Reproduce every record exactly as it appears, but not the pictures.
+---+
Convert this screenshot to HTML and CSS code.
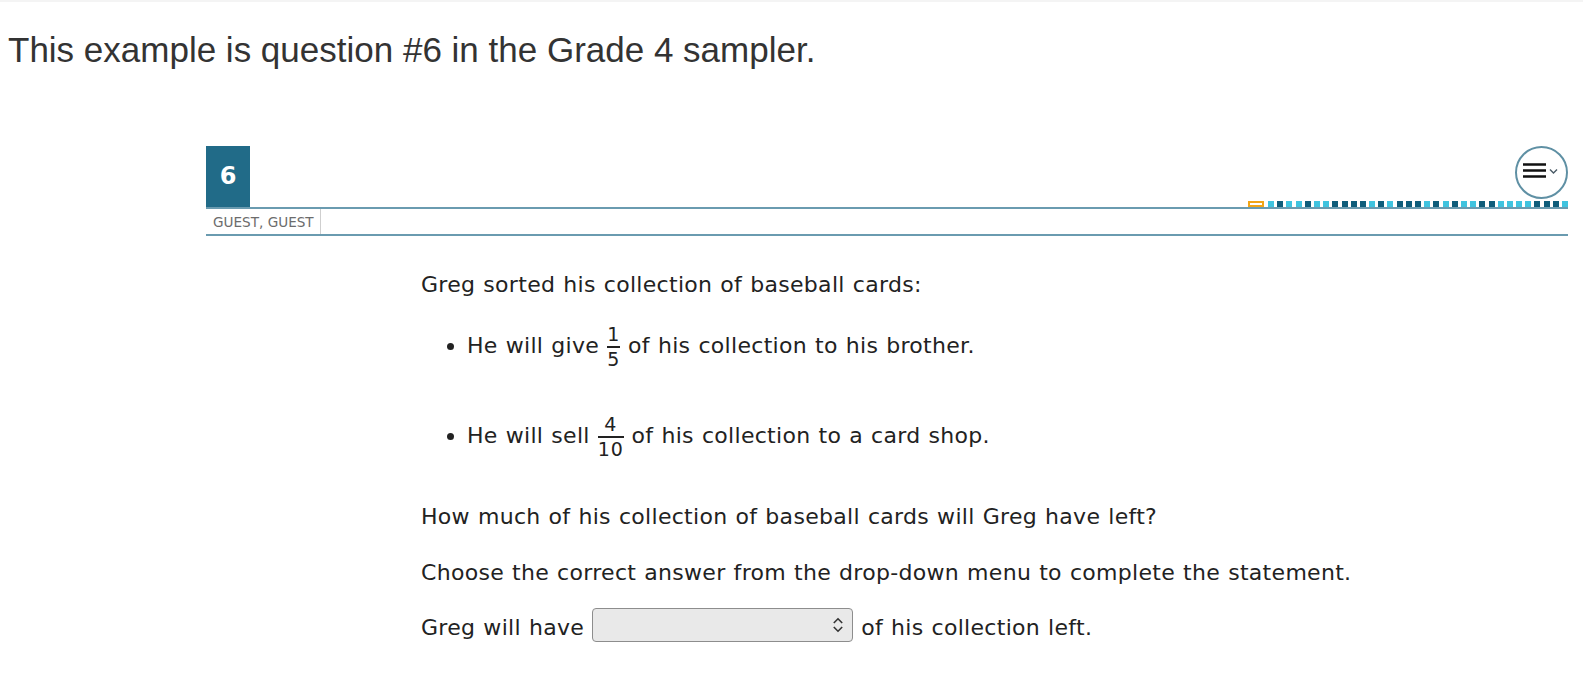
FILE: index.html
```html
<!DOCTYPE html>
<html lang="en">
<head>
  <meta charset="UTF-8" />
  <title>Grade 4 sampler - question 6</title>
  <link rel="stylesheet" href="styles.css">
</head>
<body>
  <h1 class="intro">This example is question #6 in the Grade 4 sampler.</h1>

  <section class="item">
    <div class="item-head">
      <div class="item-number">6</div>
      <div class="item-tools">
        <button class="menu-btn" aria-label="Options">
          <svg width="53" height="53" viewBox="0 0 53 53">
            <path d="M8 18.5h23M8 24.5h23M8 30.5h23" stroke="#111" stroke-width="2.6" fill="none"/>
            <path d="M35 23.5l3.5 3.5 3.5-3.5" stroke="#4a5a66" stroke-width="1.4" fill="none"/>
          </svg>
        </button>
        <div class="progress">
          <span class="current"></span>
          <span class="sq"></span><span class="sq dk"></span><span class="sq"></span><span class="sq"></span><span class="sq dk"></span>
          <span class="sq"></span><span class="sq"></span><span class="sq dk"></span><span class="sq dk"></span><span class="sq dk"></span>
          <span class="sq dk"></span><span class="sq"></span><span class="sq dk"></span><span class="sq"></span><span class="sq dk"></span>
          <span class="sq dk"></span><span class="sq dk"></span><span class="sq"></span><span class="sq dk"></span><span class="sq"></span>
          <span class="sq dk"></span><span class="sq"></span><span class="sq"></span><span class="sq dk"></span><span class="sq dk"></span>
          <span class="sq"></span><span class="sq"></span><span class="sq"></span><span class="sq"></span><span class="sq dk"></span>
          <span class="sq dk"></span><span class="sq dk"></span><span class="sq"></span>
        </div>
      </div>
    </div>
    <div class="item-user">
      <span class="user-name">GUEST, GUEST</span>
    </div>

    <div class="item-body">
      <p class="stem">Greg sorted his collection of baseball cards:</p>
      <ul class="facts">
        <li>He will give <span class="frac"><span class="num">1</span><span class="den">5</span></span> of his collection to his brother.</li>
        <li>He will sell <span class="frac"><span class="num">4</span><span class="den">10</span></span> of his collection to a card shop.</li>
      </ul>
      <p class="question">How much of his collection of baseball cards will Greg have left?</p>
      <p class="direction">Choose the correct answer from the drop-down menu to complete the statement.</p>
      <p class="answer">Greg will have
        <span class="select-wrap">
          <select class="choice" aria-label="Answer">
            <option></option>
          </select>
          <svg class="select-icon" width="12" height="18" viewBox="0 0 12 18">
            <path d="M1.8 7l4.2-4.2 4.2 4.2M1.8 11l4.2 4.2 4.2-4.2" stroke="#333" stroke-width="1.6" fill="none"/>
          </svg>
        </span>
        of his collection left.</p>
    </div>
  </section>
</body>
</html>
```

FILE: styles.css
```css
body {
  margin: 0;
  background: white;
  color: #222;
  font-family: "DejaVu Sans", Verdana, sans-serif;
  border-top: 2px solid #f4f4f4;
}

.intro {
  font-family: "Liberation Sans", Arial, sans-serif;
  font-size: 35px;
  font-weight: normal;
  color: #333;
  margin: 0;
  padding: 28px 8px 0;
  line-height: 40px;
}

.item {
  margin: 76px 15px 0 206px;
}

.item-head {
  display: flex;
  justify-content: space-between;
  align-items: stretch;
  border-bottom: 2px solid #6a9bb0;
}

.item-number {
  width: 44px;
  height: 61px;
  background: #216b88;
  color: white;
  font-weight: bold;
  font-size: 24px;
  display: flex;
  align-items: center;
  justify-content: center;
  padding-bottom: 2px;
  box-sizing: border-box;
}

.item-tools {
  display: flex;
  flex-direction: column;
  align-items: flex-end;
  justify-content: space-between;
}

.menu-btn {
  width: 53px;
  height: 53px;
  padding: 0;
  border: 2px solid #5f90a4;
  border-radius: 50%;
  background: white;
  display: flex;
  align-items: center;
  justify-content: center;
  overflow: hidden;
}

.menu-btn svg {
  flex: none;
}

.progress {
  display: flex;
  gap: 3.2px;
  height: 6px;
  align-items: flex-end;
}

.progress .current {
  width: 12px;
  height: 2px;
  border: 2px solid #f2a516;
  margin-right: 1px;
}

.progress .sq {
  width: 6px;
  height: 6px;
  background: #3fc3df;
}

.progress .sq.dk {
  background: #0e5d7b;
}

.item-user {
  display: flex;
  height: 25px;
  border-bottom: 2px solid #6a9bb0;
}

.user-name {
  width: 107px;
  padding-left: 7px;
  border-right: 1px solid #cfcfcf;
  font-size: 13.6px;
  line-height: 26px;
  color: #6c6c6c;
}

.item-body {
  padding-left: 215px;
  font-size: 22px;
  line-height: 26px;
  letter-spacing: 0.3px;
  word-spacing: 0.75px;
}

.item-body p {
  margin: 0;
}

.stem {
  padding-top: 36px;
}

.facts {
  margin: 25px 0 0;
  padding-left: 46px;
}

.facts li + li {
  margin-top: 43px;
}

.frac {
  display: inline-flex;
  flex-direction: column;
  align-items: center;
  vertical-align: middle;
  font-size: 19px;
  line-height: 22.5px;
  letter-spacing: 0.8px;
}

.frac .num {
  align-self: stretch;
  text-align: center;
  border-bottom: 2px solid #222;
}

.facts + .question {
  margin-top: 44px;
}

.direction {
  margin-top: 30px !important;
}

.answer {
  margin-top: 22px !important;
}

.select-wrap {
  position: relative;
  display: inline-block;
  overflow: hidden;
  vertical-align: -7px;
}

.choice {
  appearance: none;
  width: 261px;
  height: 34px;
  background: #e9e9e9;
  border: 1px solid #8d8d8d;
  border-radius: 4px;
  display: block;
}

.select-icon {
  position: absolute;
  right: 9px;
  top: 8px;
}
```
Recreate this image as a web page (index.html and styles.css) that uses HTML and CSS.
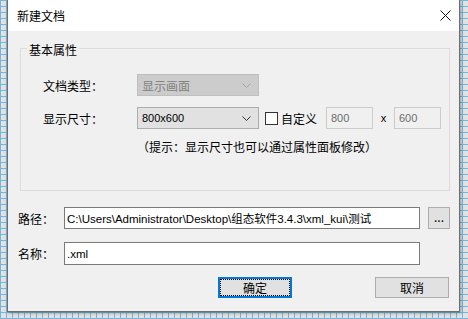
+---+
* **RESPONSE TO THIS EXERCISE**:
Convert this screenshot to HTML and CSS code.
FILE: index.html
```html
<!DOCTYPE html>
<html lang="en">
<head>
  <meta charset="UTF-8" />
  <title>Grade 4 sampler - question 6</title>
  <link rel="stylesheet" href="styles.css">
</head>
<body>
  <h1 class="intro">This example is question #6 in the Grade 4 sampler.</h1>

  <section class="item">
    <div class="item-head">
      <div class="item-number">6</div>
      <div class="item-tools">
        <button class="menu-btn" aria-label="Options">
          <svg width="53" height="53" viewBox="0 0 53 53">
            <path d="M8 18.5h23M8 24.5h23M8 30.5h23" stroke="#111" stroke-width="2.6" fill="none"/>
            <path d="M35 23.5l3.5 3.5 3.5-3.5" stroke="#4a5a66" stroke-width="1.4" fill="none"/>
          </svg>
        </button>
        <div class="progress">
          <span class="current"></span>
          <span class="sq"></span><span class="sq dk"></span><span class="sq"></span><span class="sq"></span><span class="sq dk"></span>
          <span class="sq"></span><span class="sq"></span><span class="sq dk"></span><span class="sq dk"></span><span class="sq dk"></span>
          <span class="sq dk"></span><span class="sq"></span><span class="sq dk"></span><span class="sq"></span><span class="sq dk"></span>
          <span class="sq dk"></span><span class="sq dk"></span><span class="sq"></span><span class="sq dk"></span><span class="sq"></span>
          <span class="sq dk"></span><span class="sq"></span><span class="sq"></span><span class="sq dk"></span><span class="sq dk"></span>
          <span class="sq"></span><span class="sq"></span><span class="sq"></span><span class="sq"></span><span class="sq dk"></span>
          <span class="sq dk"></span><span class="sq dk"></span><span class="sq"></span>
        </div>
      </div>
    </div>
    <div class="item-user">
      <span class="user-name">GUEST, GUEST</span>
    </div>

    <div class="item-body">
      <p class="stem">Greg sorted his collection of baseball cards:</p>
      <ul class="facts">
        <li>He will give <span class="frac"><span class="num">1</span><span class="den">5</span></span> of his collection to his brother.</li>
        <li>He will sell <span class="frac"><span class="num">4</span><span class="den">10</span></span> of his collection to a card shop.</li>
      </ul>
      <p class="question">How much of his collection of baseball cards will Greg have left?</p>
      <p class="direction">Choose the correct answer from the drop-down menu to complete the statement.</p>
      <p class="answer">Greg will have
        <span class="select-wrap">
          <select class="choice" aria-label="Answer">
            <option></option>
          </select>
          <svg class="select-icon" width="12" height="18" viewBox="0 0 12 18">
            <path d="M1.8 7l4.2-4.2 4.2 4.2M1.8 11l4.2 4.2 4.2-4.2" stroke="#333" stroke-width="1.6" fill="none"/>
          </svg>
        </span>
        of his collection left.</p>
    </div>
  </section>
</body>
</html>
```

FILE: styles.css
```css
body {
  margin: 0;
  background: white;
  color: #222;
  font-family: "DejaVu Sans", Verdana, sans-serif;
  border-top: 2px solid #f4f4f4;
}

.intro {
  font-family: "Liberation Sans", Arial, sans-serif;
  font-size: 35px;
  font-weight: normal;
  color: #333;
  margin: 0;
  padding: 28px 8px 0;
  line-height: 40px;
}

.item {
  margin: 76px 15px 0 206px;
}

.item-head {
  display: flex;
  justify-content: space-between;
  align-items: stretch;
  border-bottom: 2px solid #6a9bb0;
}

.item-number {
  width: 44px;
  height: 61px;
  background: #216b88;
  color: white;
  font-weight: bold;
  font-size: 24px;
  display: flex;
  align-items: center;
  justify-content: center;
  padding-bottom: 2px;
  box-sizing: border-box;
}

.item-tools {
  display: flex;
  flex-direction: column;
  align-items: flex-end;
  justify-content: space-between;
}

.menu-btn {
  width: 53px;
  height: 53px;
  padding: 0;
  border: 2px solid #5f90a4;
  border-radius: 50%;
  background: white;
  display: flex;
  align-items: center;
  justify-content: center;
  overflow: hidden;
}

.menu-btn svg {
  flex: none;
}

.progress {
  display: flex;
  gap: 3.2px;
  height: 6px;
  align-items: flex-end;
}

.progress .current {
  width: 12px;
  height: 2px;
  border: 2px solid #f2a516;
  margin-right: 1px;
}

.progress .sq {
  width: 6px;
  height: 6px;
  background: #3fc3df;
}

.progress .sq.dk {
  background: #0e5d7b;
}

.item-user {
  display: flex;
  height: 25px;
  border-bottom: 2px solid #6a9bb0;
}

.user-name {
  width: 107px;
  padding-left: 7px;
  border-right: 1px solid #cfcfcf;
  font-size: 13.6px;
  line-height: 26px;
  color: #6c6c6c;
}

.item-body {
  padding-left: 215px;
  font-size: 22px;
  line-height: 26px;
  letter-spacing: 0.3px;
  word-spacing: 0.75px;
}

.item-body p {
  margin: 0;
}

.stem {
  padding-top: 36px;
}

.facts {
  margin: 25px 0 0;
  padding-left: 46px;
}

.facts li + li {
  margin-top: 43px;
}

.frac {
  display: inline-flex;
  flex-direction: column;
  align-items: center;
  vertical-align: middle;
  font-size: 19px;
  line-height: 22.5px;
  letter-spacing: 0.8px;
}

.frac .num {
  align-self: stretch;
  text-align: center;
  border-bottom: 2px solid #222;
}

.facts + .question {
  margin-top: 44px;
}

.direction {
  margin-top: 30px !important;
}

.answer {
  margin-top: 22px !important;
}

.select-wrap {
  position: relative;
  display: inline-block;
  overflow: hidden;
  vertical-align: -7px;
}

.choice {
  appearance: none;
  width: 261px;
  height: 34px;
  background: #e9e9e9;
  border: 1px solid #8d8d8d;
  border-radius: 4px;
  display: block;
}

.select-icon {
  position: absolute;
  right: 9px;
  top: 8px;
}
```
Recreate this image as a web page (index.html and styles.css) that uses HTML and CSS.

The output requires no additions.